ANC secretary-general Fikile Mbalula said Zuma was actively impugning the integrity of the ANC and campaigning to dislodge the party from power, while claiming that he has not terminated his membership.

He said it was unprecedented in the modern dispensation of the party for someone of Zuma’s stature to leave the party, saying even late IFP founder Mangosuthu Buthelezi had wanted to resolve the issue of his ANC membership.

“Pursuant to this, the NEC during its ordinary meeting held from January 26 to 29, 2024 resolved to invoke rule 25.60 of the ANC constitution: ‘If justifiable exceptional circumstances warrant an immediate decision of temporary suspension of a member without eliciting the comment or response of such member as contemplated above, the NEC, the NWC, the PEC or the PWC, as the case may be, may summarily suspend such member.’

“The NEC concluded that exceptional circumstances exist to justify and warrant an immediate decision to suspend former ANC president JG Zuma in line with rule 25.60 as stated above,” Mbalula said.

He said “anti-transformation tactics” encouraged rebel breakaway groupings to erode the support base of the ANC.

“Some of these parties masquerade as more radical than the ANC, but their revolutionary-sounding rhetoric cannot hide the reality that they have common cause with the forces opposing transformation. The shared goal of all these forces is to deprive the ANC of the ability to use state power to effect change.”

Mbalula said the formation of the MK Party was not an accident. “It is a deliberate attempt to use the proud history of armed struggle against the apartheid regime to lend credibility to what is a blatantly counter-revolutionary agenda.”

He said the ANC had tried many ways to reach out to Zuma but he “had closed the doors”.

MK Party spokesperson Nhlamulo Ndlela said the ANC was being disingenuous in saying that these were anti-transformation tactics to encourage rebel breakaway groupings to erode the support base of the ANC.

“This party is informed from the fact that people need to be liberated and that they have no hope. It is the ANC that is counter-revolutionary because they want to form a coalition with the DA.”

Ndlela said that Zuma would respond once he receives communication in the form of a letter or a formal communique.

Political analyst Professor Sipho Seepe said the ANC was delaying Zuma’s disciplinary process as such a process would allow for his point of view to be aired.

“They are concerned that if the disciplinary committee sits now, then the former president will raise issues that he has previously raised, that this ANC and leadership is in violation of the party’s constitution.

“Zuma would have raised the issue of Phala Phala and the party’s step-aside policy and how the party used its majority in Parliament to bulldoze that matter aside.

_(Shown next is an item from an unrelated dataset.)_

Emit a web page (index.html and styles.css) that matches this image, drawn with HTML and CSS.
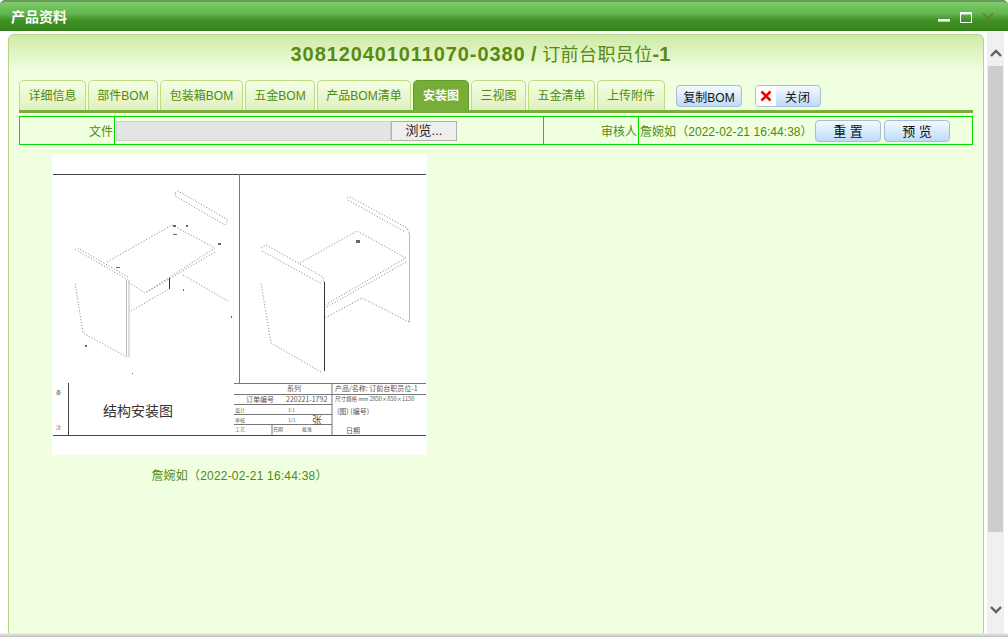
FILE: index.html
```html
<!DOCTYPE html>
<html lang="zh-CN">
<head>
    <meta charset="UTF-8">
    <title>产品资料</title>
    <link rel="stylesheet" href="styles.css">
</head>
<body>

<!-- Window title bar -->
<div class="titlebar">
    <span class="titlebar-text">产品资料</span>
    <div class="win-icons">
        <svg width="12" height="12" viewBox="0 0 12 12"><rect x="0" y="7" width="12" height="2.6" fill="#fff"/></svg>
        <svg width="12" height="12" viewBox="0 0 12 12"><rect x="0.5" y="0.5" width="11" height="10" fill="none" stroke="#fff"/><rect x="0" y="0" width="12" height="2.4" fill="#fff"/></svg>
        <svg width="12" height="12" viewBox="0 0 12 12"><path d="M1 1 L11 11 M11 1 L1 11" stroke="#5d8a1a" stroke-width="1.6" fill="none"/></svg>
    </div>
</div>

<div class="window-body">
    <div class="panel">
        <h1 class="product-title"><b>308120401011070-0380</b> <span class="slash">/</span> <span class="title-name">订前台职员位</span><b class="title-end">-1</b></h1>

        <!-- Tabs and the two buttons beside them -->
        <div class="tabs">
            <a class="tab t1">详细信息</a>
            <a class="tab t2">部件BOM</a>
            <a class="tab t3">包装箱BOM</a>
            <a class="tab t4">五金BOM</a>
            <a class="tab t5">产品BOM清单</a>
            <a class="tab t6 active">安装图</a>
            <a class="tab t7">三视图</a>
            <a class="tab t8">五金清单</a>
            <a class="tab t9">上传附件</a>
            <button class="btn btn-copy">复制BOM</button>
            <button class="btn btn-close">
                <span class="close-icon">
                    <svg width="12" height="12" viewBox="0 0 12 12"><path d="M1.5 1.5 L10.5 10.5 M10.5 1.5 L1.5 10.5" stroke="#f00000" stroke-width="2.6" fill="none"/></svg>
                </span>
                <span class="close-text">关闭</span>
            </button>
        </div>

        <!-- Upload row -->
        <div class="form-row">
            <div class="cell cell-label">文件</div>
            <div class="cell cell-file">
                <div class="file-input">
                    <div class="file-path"></div>
                    <div class="file-btn">浏览...</div>
                </div>
            </div>
            <div class="cell cell-label cell-audit">审核人</div>
            <div class="cell cell-info">
                <span class="info-text">詹婉如（2022-02-21 16:44:38）</span>
                <button class="btn btn-form btn-reset">重 置</button>
                <button class="btn btn-form">预 览</button>
            </div>
        </div>

        <!-- Uploaded drawing -->
        <div class="drawing-block">
            <svg class="drawing" width="375" height="300" viewBox="52 155 375 300">
                <rect x="52" y="155" width="375" height="300" fill="#fff"/>
                <g class="frame">
                    <path d="M53 174.5 H426 M53 435.5 H426"/>
                    <path class="frame-gray" d="M239.5 174 V383"/>
                    <path d="M68.5 383 V435"/>
                    <path class="frame-thin" d="M234 383.5 H426 M234 394.5 H426 M234 404.5 H332 M234 414.5 H332 M234 424.5 H332 M332 383 V435 M272 424 V435"/>
                </g>
                <!-- left view -->
                <g class="dots">
                    <path d="M175 193 L178 191 L228 220 L225 225 L175 196 Z"/>
                    <path d="M107 262 L172 225 L215 248 L145 293 L128 282"/>
                    <path d="M215 252 L147 292"/>
                    <path d="M75 250 L78 248 L128 277"/>
                    <path d="M127 357 L83 333 L75 283"/>
                    <path d="M131 311 L169 289"/>
                    <path d="M183 275 L228 301"/>
                    <path d="M78 251 L128 280"/>
                </g>
                <path class="solid-gray" d="M126.5 280 V357 M129 280 V357"/>
                <path class="solid-black" d="M169.5 278 V289"/>
                <g class="specks">
                    <rect x="231" y="316" width="1" height="2"/>
                    <rect x="85" y="345" width="2" height="2"/>
                    <rect x="132" y="373" width="1" height="1"/>
                    <rect x="173" y="225" width="3" height="2"/>
                    <rect x="186" y="225" width="2" height="2"/>
                    <rect x="173" y="234" width="4" height="1"/>
                    <rect x="218" y="243" width="3" height="2"/>
                    <rect x="116" y="267" width="4" height="1"/>
                    <rect x="183" y="289" width="1" height="2"/>
                </g>
                <!-- right view -->
                <g class="dots">
                    <path d="M347 198 L350 197 L407 228 L409 233"/>
                    <path d="M348 200 L405 232"/>
                    <path d="M300 263 L357 231 L406 258 L325 305"/>
                    <path d="M406 262 L325 308"/>
                    <path d="M409 322 L362 298 L325 318"/>
                    <path d="M261 248 L266 245 L323 277 L324 282"/>
                    <path d="M262 251 L322 284"/>
                    <path d="M321 372 L271 343 L261 283"/>
                </g>
                <path class="solid-gray" d="M409.5 233 V322"/>
                <path class="solid-black" d="M324.5 282 V371"/>
                <rect class="specks" x="356" y="240" width="4" height="3"/>
                <!-- title block -->
                <text class="tb-big" x="103" y="416">结构安装图</text>
                <text class="tb-small" x="56" y="394">备</text>
                <text class="tb-small" x="56" y="429">注</text>
                <text class="tb-mid" x="287" y="391">系列</text>
                <text class="tb-mid" x="335" y="391">产品/名称: 订前台职员位-1</text>
                <text class="tb-mid" x="246" y="402">订单编号</text>
                <text class="tb-mid" x="286" y="402">220221-1792</text>
                <text class="tb-tiny" x="335" y="401">尺寸规格 mm 2850×850×1150</text>
                <text class="tb-small" x="235" y="412">设计</text>
                <text class="tb-small" x="288" y="412">1:1</text>
                <text class="tb-mid" x="337" y="414">(图) (编号)</text>
                <text class="tb-small" x="235" y="422">审核</text>
                <text class="tb-small" x="288" y="422">1/1</text>
                <text class="tb-big-small" x="312" y="424">张</text>
                <text class="tb-small" x="235" y="431">工艺</text>
                <text class="tb-small" x="273" y="431">日期</text>
                <text class="tb-small" x="302" y="431">批准</text>
                <text class="tb-mid" x="346" y="433">日期</text>
            </svg>
            <div class="drawing-caption">詹婉如（2022-02-21 16:44:38）</div>
        </div>
    </div>

    <!-- Scrollbar -->
    <div class="scrollbar">
        <div class="scroll-arrow">
            <svg width="12" height="8" viewBox="0 0 12 8"><path d="M1 7 L6 2 L11 7" fill="none" stroke="#606060" stroke-width="2.4"/></svg>
        </div>
        <div class="scroll-thumb"></div>
        <div class="scroll-arrow scroll-arrow-down">
            <svg width="12" height="8" viewBox="0 0 12 8"><path d="M1 1 L6 6 L11 1" fill="none" stroke="#606060" stroke-width="2.4"/></svg>
        </div>
    </div>
</div>

<div class="window-bottom"></div>

</body>
</html>
```

FILE: styles.css
```css
html, body {
    margin: 0;
    padding: 0;
    height: 637px;
    overflow: hidden;
}

body {
    width: 1008px;
    display: flex;
    flex-direction: column;
    background-color: #fff;
    font-family: "Liberation Sans", "Noto Sans CJK SC", sans-serif;
    font-size: 12px;
    color: #4f8a10;
}

/* Title bar */
.titlebar {
    height: 28px;
    flex: none;
    display: flex;
    align-items: center;
    justify-content: space-between;
    padding: 0 14px 0 11px;
    border-top: 2px solid #6a9a5c;
    background: linear-gradient(#7ccb68 0%, #64b650 40%, #3f9226 65%, #36851c 100%);
    border-bottom: 1px solid #2f7a16;
    border-radius: 5px 5px 0 0;
}

.titlebar-text {
    color: #fff;
    font-size: 14px;
    font-weight: bold;
}

.win-icons {
    display: flex;
    gap: 10px;
    margin-top: 4px;
}

.win-icons svg {
    display: block;
}

/* Main area */
.window-body {
    flex: 1;
    display: flex;
    min-height: 0;
    padding: 3px 4px 0 8px;
    background: #fff;
}

.panel {
    flex: 1;
    min-width: 0;
    padding: 0 10px;
    border: 1px solid #b5d687;
    border-bottom: none;
    border-radius: 6px 6px 0 0;
    background: linear-gradient(#cdeaa6 0, #f0ffe0 36px);
}

.product-title {
    margin: 0;
    height: 45px;
    padding: 5px 31px 0 0;
    box-sizing: border-box;
    text-align: center;
    font-size: 20px;
    line-height: 26px;
    font-weight: normal;
    color: #5a8a14;
    white-space: nowrap;
}

.product-title b {
    font-family: "Liberation Sans", sans-serif;
    letter-spacing: 0.9px;
}

.product-title .title-end {
    letter-spacing: 0;
}

.slash {
    font-family: "Liberation Sans", sans-serif;
    font-weight: bold;
}

.title-name {
    font-family: "Noto Sans CJK SC", sans-serif;
    font-size: 18px;
    letter-spacing: 0.4px;
}

/* Tabs */
.tabs {
    display: flex;
    align-items: flex-end;
    height: 30px;
    border-bottom: 3px solid #76ae38;
    gap: 2px;
}

.tab {
    height: 30px;
    box-sizing: border-box;
    display: flex;
    align-items: center;
    justify-content: center;
    border: 1px solid #bfdc82;
    border-bottom: none;
    border-radius: 5px 5px 0 0;
    background: linear-gradient(#f4ffe4, #e0f0c0);
    white-space: nowrap;
    font-size: 12px;
    padding-bottom: 2px;
}

.t1 { width: 67px; }
.t2 { width: 70px; }
.t3 { width: 83px; }
.t4 { width: 70px; }
.t5 { width: 94px; }
.t6 { width: 56px; }
.t7 { width: 55px; }
.t8 { width: 67px; }
.t9 { width: 68px; }

.tab.active {
    background: #76ae38;
    border-color: #5f9e2a;
    color: #fff;
    font-weight: bold;
}

/* Buttons */
.btn {
    height: 22px;
    width: 66px;
    padding: 0;
    box-sizing: border-box;
    border: 1px solid #a8bcd2;
    border-radius: 4px;
    background: linear-gradient(#f4fafe, #bcdcfa);
    font-family: "Liberation Sans", "Noto Sans CJK SC", sans-serif;
    font-size: 12px;
    color: #111;
    display: inline-flex;
    align-items: center;
    justify-content: center;
}

.btn-copy {
    margin-left: 9px;
    margin-bottom: 3px;
}

.btn-close {
    margin-left: 11px;
    margin-bottom: 3px;
    justify-content: flex-start;
    overflow: hidden;
}

.close-icon {
    width: 20px;
    height: 20px;
    background: #fff;
    display: flex;
    align-items: center;
    justify-content: center;
    flex: none;
    margin-right: 9px;
}

.close-text {
    letter-spacing: 1px;
}

/* Upload row */
.form-row {
    display: flex;
    height: 29px;
    box-sizing: border-box;
    margin-top: 3px;
    border: 1px solid #00dc00;
}

.cell {
    display: flex;
    align-items: center;
    box-sizing: border-box;
    height: 100%;
    white-space: nowrap;
}

.cell-label {
    justify-content: flex-end;
    padding-right: 1px;
}

.form-row .cell-label {
    width: 95px;
    border-right: 1px solid #00dc00;
}

.cell-file {
    width: 429px;
    padding-left: 1px;
    border-right: 1px solid #00dc00;
}

.file-input {
    display: flex;
    width: 341px;
    height: 20px;
}

.file-path {
    flex: 1;
    background: #e4e4e4;
    border: 1px solid #cfcfcf;
}

.file-btn {
    width: 66px;
    box-sizing: border-box;
    border: 1px solid #b0b0b0;
    background: #eeeeee;
    color: #222;
    font-size: 13px;
    text-align: center;
    line-height: 18px;
}

.cell-info {
    flex: 1;
    padding-left: 1px;
}

.info-text {
    width: 175px;
    flex: none;
    letter-spacing: 0.05px;
}

.btn-form {
    font-size: 13px;
    margin-right: 3px;
}

/* Drawing */
.drawing-block {
    width: 375px;
    margin: 10px 0 0 33px;
}

.drawing {
    display: block;
}

.drawing-caption {
    margin-top: 12px;
    text-align: center;
    line-height: 18px;
    letter-spacing: 0.2px;
}

.frame path {
    fill: none;
    stroke: #444;
    stroke-width: 1;
}

.frame .frame-gray {
    stroke: #777;
}

.frame .frame-thin {
    stroke: #777;
}

.dots path {
    fill: none;
    stroke: #777;
    stroke-width: 0.8;
    stroke-dasharray: 1.2 1.8;
}

.solid-gray {
    fill: none;
    stroke: #bbb;
}

.solid-black {
    fill: none;
    stroke: #333;
}

.specks,
.specks rect {
    fill: #666;
}

.drawing text {
    font-family: "Noto Sans CJK SC", sans-serif;
    fill: #555;
}

.drawing .tb-big {
    font-size: 14px;
    fill: #333;
}

.tb-mid {
    font-size: 7px;
}

.tb-tiny {
    font-size: 5.5px;
}

.tb-small {
    font-size: 5px;
}

.tb-big-small {
    font-size: 10px;
}

/* Scrollbar */
.scrollbar {
    width: 17px;
    flex: none;
    margin: -2px 0 0 3px;
    display: flex;
    flex-direction: column;
    background: #f0f0f0;
}

.scroll-arrow {
    height: 34px;
    display: flex;
    align-items: center;
    justify-content: center;
    padding-top: 8px;
    box-sizing: border-box;
}

.scroll-thumb {
    height: 466px;
    margin: 0 1px;
    background: #cdcdcd;
}

.scroll-arrow-down {
    margin-top: auto;
    height: 46px;
    padding-top: 0;
    padding-bottom: 0;
    margin-bottom: 0;
}

.window-bottom {
    height: 4px;
    flex: none;
    background: linear-gradient(#f0f0f0, #c0c0c0);
}
```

He would have raised the issue of the CR17 campaign funding and how that violates the party’s constitution but no action has been taken,” said Seepe.

Seepe said it was too risky for the ANC to subject Zuma to a disciplinary process before the elections and that they will wait for the outcome of the elections before starting the process.

Another analyst, Professor Ntsikelelo Breakfast, said Zuma’s suspension was not a surprise but the slow pace of responsiveness did not do the party any good.

“The ANC cannot say that it is taking action against certain members because they have walked out on the party but turned a blind eye to the former president. The ANC is still trying to be circumspect; it does not want to do everything at once, but the matter is out of the way for now.”

Breakfast said party discipline was important and the ANC had to act against duality in representing one party while campaigning for another.